Neyse birer birer derken kafalar uçtu bizim eleman gaza geldi piste çıktı saçma sapan dans figürleri felan yaptı , ben utandım .

Bu arada vergi alınmadığı için alkol çok ucuz yani 10 liraya 3 tane bira alabiliyorduk .

Neyse yine beni zorla bir yere götürdü böyle 10 kişilik kızlı erkekli bir loca neyse ordakilerle tanistim , oturduk felan .
Bizim eleman beni mal gibi bıraktı o kafayla bir yere gitti .
Loca da kimseyi tanımıyorum kızın biri gel dedi birer şat atalim , gittik var taburesine oturduk , tokusturduk bardaklari , attık birer .

Bu sırada ben , umarım bir paşanın kızı değildir diye iç geçiriyorum .

Neyse birer daha attık sonra birer daha derken ben iptal oldum . Tabi kızda bir baktim eliyle limon yedirmeye başladı bana , yedim .

Sonra sallana sallana locaya geçtik , yanıma oturdu . Dur dedi dudağın da bir şey kalmis , eğildi diliyle dudağımi yaladi , leş gibi alkol kokuyordu.

Bu isin sonu iyi degildi ve bende derman kalmadı . Birde böyle ucuz ve popüler kültür zirvasi ortamlardan igrenen ben olunca işin içinde , ben gidiyorum , sezlongun birine uzanıp yattım .
geçen sene, şabatgününde gittiğim israil kudüs te bulunan ağlama duvarıydı. (bkz: burak duvarı)

paravanla ikiye ayrılmış, haremlik-selamlık düzeniyle kadın ve erkekleri ayrılmış(orada kesinlikle kadın ve erkekler her zaman bu düzendeler, çocuklarda bile o şekilde yetiştiriliyor)bizim halaya benzeyen sadece mendilleri eksik olan dans ederek daire şeklini alıp, ibadetlerini gerçekleştiriyorlardı. (bu halay grubunda silahlarıyla katılan bir çok kadın ve erkek israil askerleri de var bu arada)

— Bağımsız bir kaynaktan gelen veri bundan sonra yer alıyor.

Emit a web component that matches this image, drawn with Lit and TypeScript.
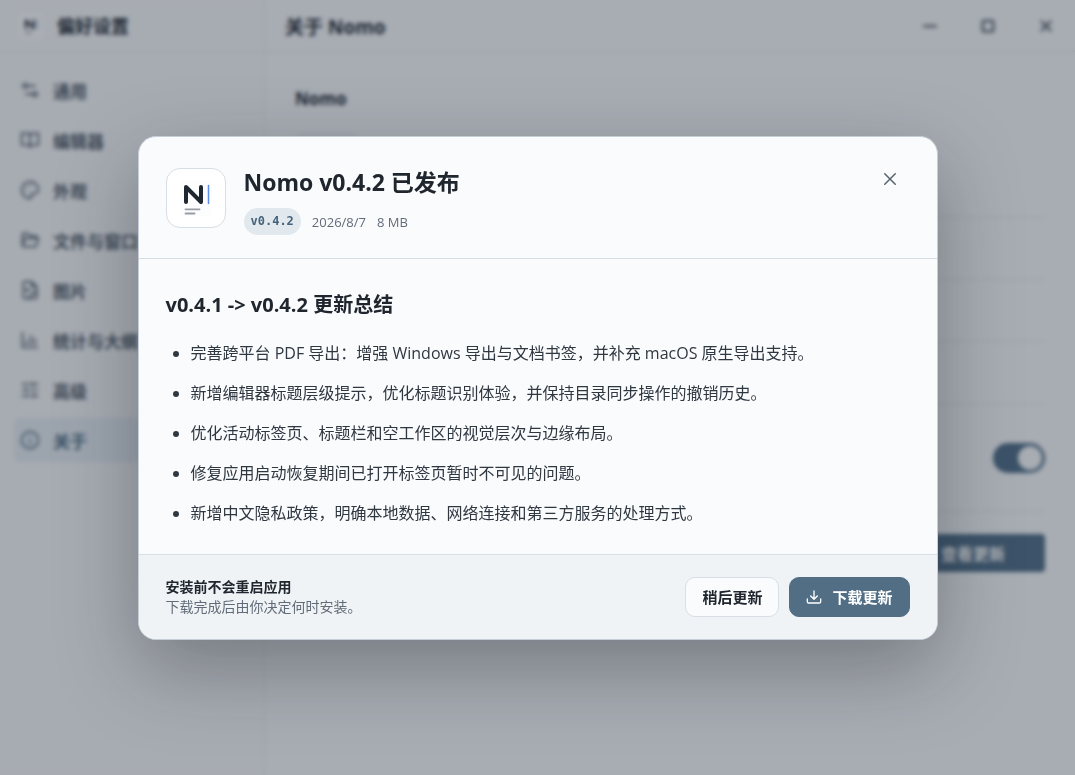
import { LitElement, html, css, svg, TemplateResult } from "lit";
import { customElement, state } from "lit/decorators.js";
import { classMap } from "lit/directives/class-map.js";

const icon = (body: TemplateResult, size = 20, stroke = 2) => html`<svg
  width=${size} height=${size} viewBox="0 0 24 24" fill="none" stroke="currentColor"
  stroke-width=${stroke} stroke-linecap="round" stroke-linejoin="round" aria-hidden="true">${body}</svg>`;

const logo = (width: number, height: number) => html`<svg width=${width} height=${height} viewBox="0 0 32 36" fill="none"
  stroke-linecap="round" stroke-linejoin="round" aria-hidden="true">
  <rect width="32" height="36" rx="4" fill="#fdfdfe" />
  <path d="M6 22V7L21 22V7" stroke="#1f2730" stroke-width="4" />
  <path d="M28.5 5.5V23.500" stroke="#5b8def" stroke-width="1.500" />
  <path d="M5.500 29.300H19.500M5.500 33.500H14.500" stroke="#9a9ca6" stroke-width="1.800" />
</svg>`;

const NAV: { label: string; body: TemplateResult }[] = [
  { label: "通用", body: svg`<circle cx="6" cy="7" r="2.500"/><path d="M9 7h9"/><circle cx="18" cy="17" r="2.500"/><path d="M15 17H7"/>` },
  { label: "编辑器", body: svg`<path d="M12 6v14M2 4h7a3 3 0 0 1 3 3 3 3 0 0 1 3-3h7v14h-7a3 3 0 0 0-3 3 3 3 0 0 0-3-3H2z"/>` },
  { label: "外观", body: svg`<path d="M12 2a10 10 0 0 0 0 20c1.800 0 2.200-1.500 1.600-2.700-.8-1.600.2-3.300 2-3.300H18a4 4 0 0 0 4-4.500C21.500 6 17.500 2 12 2z"/><path d="M8 8h.01M13 6.500h.01M7 13h.01"/>` },
  { label: "文件与窗口", body: svg`<path d="M3 19V5a1 1 0 0 1 1-1h5l3 3h7a1 1 0 0 1 1 1v2M3 19l3-9h16l-2.500 9a1 1 0 0 1-1 1H4a1 1 0 0 1-1-1z"/>` },
  { label: "图片", body: svg`<path d="M14 2H6a2 2 0 0 0-2 2v16a2 2 0 0 0 2 2h12a2 2 0 0 0 2-2V8zM14 2v6h6"/><circle cx="9" cy="12" r="1.500"/><path d="M20 17l-3-3-7 8"/>` },
  { label: "统计与大纲", body: svg`<path d="M3 3v18h18M8 17v-4M13 17V7M18 17v-6"/>` },
  { label: "高级", body: svg`<path d="M3 5h7M14 5h7M3 12h5M12 12h9M3 19h9M16 19h5M14 3v4M8 10v4M16 17v4"/>` },
  { label: "关于", body: svg`<circle cx="12" cy="12" r="10"/><path d="M12 16v-4M12 8h.01"/>` },
];

const NOTES = [
  "完善跨平台 PDF 导出：增强 Windows 导出与文档书签，并补充 macOS 原生导出支持。",
  "新增编辑器标题层级提示，优化标题识别体验，并保持目录同步操作的撤销历史。",
  "优化活动标签页、标题栏和空工作区的视觉层次与边缘布局。",
  "修复应用启动恢复期间已打开标签页暂时不可见的问题。",
  "新增中文隐私政策，明确本地数据、网络连接和第三方服务的处理方式。",
];

const base = css`
  *, *::before, *::after { box-sizing: border-box; }
  h1, h2, h3, p, ul { margin: 0; padding: 0; }
  button { font: inherit; color: inherit; border: 0; background: none; padding: 0; cursor: pointer; }
  svg { display: block; flex: none; }
`;

@customElement("preferences-window")
export class PreferencesWindow extends LitElement {
  static styles = [base, css`
    :host { display: grid; grid-template-columns: 265px minmax(0, 1fr); min-height: 100vh; background: #fafbfc; color: #252c35; }
    .side { border-right: 1px solid #e8ecf0; background: #f9fafb; }
    .brand { display: flex; align-items: center; gap: 13px; height: 52px; padding: 0 18px; border-bottom: 1px solid #e6eaee; }
    .mark { display: grid; place-items: center; width: 26px; height: 26px; border-radius: 6px; background: #fff; }
    .brand-name { font-size: 18px; line-height: 24px; font-weight: 700; }
    .nav { display: grid; gap: 6px; padding: 16px 14px; }
    .item { display: flex; align-items: center; gap: 13px; height: 44px; padding: 0 6px; border-radius: 6px; color: #56606c; font-size: 17px; font-weight: 600; text-decoration: none; }
    .item.active { background: #e9eff4; color: #4f6d84; }
    .bar { display: flex; align-items: center; justify-content: space-between; height: 52px; padding: 0 20px; border-bottom: 1px solid #e6eaee; }
    .bar-title { font-size: 19px; font-weight: 700; }
    .wins { display: flex; gap: 40px; color: #59616b; }
    .content { padding: 35px 30px; }
    .name { font-size: 17px; line-height: 24px; font-weight: 700; }
    .chip { width: 64px; height: 24px; margin-top: 22px; border-radius: 6px; background: #f0f2f7; }
    .rows { margin-top: 22px; }
    .row { height: 62px; border-bottom: 1px solid #e6e9ed; }
    .row.first { height: 39px; }
    .row.tall { display: flex; align-items: center; justify-content: flex-end; height: 108px; }
    .switch { appearance: none; width: 52px; height: 30px; margin: 0; padding: 3px; border-radius: 15px; background: #55728a; }
    .switch::before { content: ""; display: block; width: 24px; height: 24px; margin-left: 22px; border-radius: 12px; background: #fafbfc; }
    .actions { display: flex; justify-content: flex-end; padding-top: 22px; }
    .check { height: 38px; padding: 0 40px; border-radius: 4px; background: #55728a; color: #fff; font-size: 16px; font-weight: 600; }
  `];

  render() {
    return html`
      <aside class="side">
        <div class="brand"><span class="mark">${logo(16, 18)}</span><span class="brand-name">偏好设置</span></div>
        <nav class="nav">
          ${NAV.map((n, i) => html`<a href="#" class=${classMap({ item: true, active: i === NAV.length - 1 })}>${icon(n.body)}${n.label}</a>`)}
        </nav>
      </aside>
      <main>
        <header class="bar">
          <h1 class="bar-title">关于 Nomo</h1>
          <div class="wins">
            <button aria-label="最小化">${icon(svg`<path d="M4 12h16"/>`, 18, 3)}</button>
            <button aria-label="最大化">${icon(svg`<rect x="5" y="5" width="14" height="14" rx="1"/>`, 18, 3)}</button>
            <button aria-label="关闭">${icon(svg`<path d="M6 6l12 12M18 6L6 18"/>`, 18, 3)}</button>
          </div>
        </header>
        <section class="content">
          <h2 class="name">Nomo</h2>
          <div class="chip"></div>
          <div class="rows">
            <div class="row first"></div>
            <div class="row"></div>
            <div class="row"></div>
            <div class="row"></div>
            <div class="row tall"><input class="switch" type="checkbox" role="switch" aria-label="自动检查更新" checked /></div>
          </div>
          <div class="actions"><button class="check">查看更新</button></div>
        </section>
      </main>`;
  }
}

@customElement("update-dialog")
export class UpdateDialog extends LitElement {
  static styles = [base, css`
    :host { display: block; width: min(800px, 100%); color: #20262e; }
    .card { overflow: hidden; border: 1px solid #c5ced8; border-radius: 18px; background: #fafbfd; box-shadow: 0 28px 80px rgba(20, 26, 32, 0.34); }
    .head { display: flex; align-items: flex-start; gap: 18px; padding: 31px 27px 23px; border-bottom: 1px solid #d5dde5; }
    .app { display: grid; place-items: center; width: 60px; height: 60px; border: 1px solid #d8dee5; border-radius: 14px; background: #fff; }
    .info { flex: 1; min-width: 0; }
    .title { font-size: 23px; line-height: 28px; font-weight: 700; }
    .meta { display: flex; align-items: center; gap: 11px; margin-top: 12px; color: #626c78; font-size: 13px; line-height: 27px; }
    .date { padding-top: 2px; line-height: 25px; }
    .pill { padding: 0 7px; border-radius: 14px; background: #e1e8ee; color: #45637b; font-family: "DejaVu Sans Mono", monospace; font-size: 12px; font-weight: 700; }
    .close { display: grid; place-items: center; width: 40px; height: 40px; margin: -9px 0 0; color: #59636e; }
    .body { padding: 31px 27px 27px; }
    .subtitle { font-size: 20px; line-height: 30px; font-weight: 700; }
    .notes { display: grid; gap: 12px; margin-top: 19px; padding-left: 25px; color: #2f3740; font-size: 16px; line-height: 28px; }
    .foot { display: flex; align-items: center; justify-content: space-between; gap: 16px; padding: 22px 27px; border-top: 1px solid #d8dee5; background: #eff3f6; }
    .hint { font-size: 14px; line-height: 20px; color: #626c78; }
    .hint-title { font-weight: 600; color: #20262e; }
    .buttons { display: flex; gap: 10px; }
    .btn { display: flex; align-items: center; gap: 10px; height: 40px; padding: 0 16px; border: 1px solid #d8dee5; border-radius: 10px; background: #fafbfd; font-size: 15px; font-weight: 600; }
    .btn.primary { border-color: #526e85; background: #526e85; color: #fff; }
  `];

  render() {
    return html`
      <section class="card" role="dialog" aria-modal="true" aria-labelledby="title">
        <header class="head">
          <div class="app">${logo(32, 36)}</div>
          <div class="info">
            <h2 class="title" id="title">Nomo v0.4.2 已发布</h2>
            <div class="meta"><span class="pill">v0.4.2</span><span class="date">2026/8/7</span><span class="date">8 MB</span></div>
          </div>
          <button class="close" aria-label="关闭" @click=${() => this.dispatchEvent(new Event("dismiss"))}>
            ${icon(svg`<path d="M5 5l14 14M19 5L5 19"/>`, 18, 2)}
          </button>
        </header>
        <div class="body">
          <h3 class="subtitle">v0.4.1 -&gt; v0.4.2 更新总结</h3>
          <ul class="notes">${NOTES.map((n) => html`<li>${n}</li>`)}</ul>
        </div>
        <footer class="foot">
          <div class="hint"><p class="hint-title">安装前不会重启应用</p><p>下载完成后由你决定何时安装。</p></div>
          <div class="buttons">
            <button class="btn" @click=${() => this.dispatchEvent(new Event("dismiss"))}>稍后更新</button>
            <button class="btn primary">${icon(svg`<path d="M12 3v12M7 10.500l5 5 5-5M2 15v4a2 2 0 0 0 2 2h16a2 2 0 0 0 2-2v-4"/>`, 16, 2)}下载更新</button>
          </div>
        </footer>
      </section>`;
  }
}

@customElement("app-root")
export class AppRoot extends LitElement {
  @state() private open = true;

  static styles = [base, css`
    :host { display: block; font-family: "Open Sans", "Noto Sans CJK SC", sans-serif; }
    .overlay { position: fixed; inset: 0; display: grid; place-items: center; padding: 24px; background: rgba(15, 25, 42, 0.35); backdrop-filter: blur(2px); }
  `];

  render() {
    return html`
      <preferences-window></preferences-window>
      ${this.open ? html`<div class="overlay"><update-dialog @dismiss=${() => (this.open = false)}></update-dialog></div>` : null}`;
  }
}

Bunun yanı sıra başka bir grup, çocuklarının ergenliğe geçiş kutlamasını yapıyorlardı.

içeride Türk, müslüman ve genç olmamdan ötürü sadece 10 dk kadar durabildik)sonrasında zaten dev bir sloganla üzerimize yürüdüler. (o kısım ibranice olduğu için biz anlamasak da tercümanımız anlamıştı (tabi ki hakaret ediyorlardı, böyle kaba bir israilliden başka ne beklenir ki)

başka bir grup süleyman mabedinin yıkılışına ağlıyordu (süleyman mabeti ni babil kralı nebukadnezar m.ö. 586 yılında yıkmıştır)

başka bir grup ki aynı seremoniden koloni şeklinde ayrılıp diğer tarafa doğru geliyorlardı zaten. bunlarda ikinci mabetin yıkılışına ağlıyorlardı.( ikinci mabeti m.s. 70 yılında roma imparatoru titusyıkmıştır)

akşam ezanına yakın keskin yasakları başladığı için (cuma akşam ezanından cumartesi akşam ezanına olan süre) her türlü çekim yasaklandığı için (gizli bile çekemiyorsun zira kudüs'ün duvarların herbir üstünde ve köşesinde keskin nişansı israil askeri bulunmaktaydı ve öldürdüklerinde bırak cesedi size vermeyi yok ediyorlar orada, öyle bir telaş düşünün) tek fotoğraf var ben de onu da paylaşacağım burada zaten.

bu ayinlerin yapıldığı yer yani ağlama duvarının altını kazıyorlar senelerdir ve tek buldukları romalılara ait kalıntılar. (vadedilen topraklar kısmı burada işin içine giriyor zaten) ve asıl görmek istedikleri yer ise ağlama duvarının tam arkasıydı.

çok marjinal bir alan ve ortamdı. imkanı olan herkesin gitmesini tavsiye ederim zira insan tarihinin en önemli mekanıdır.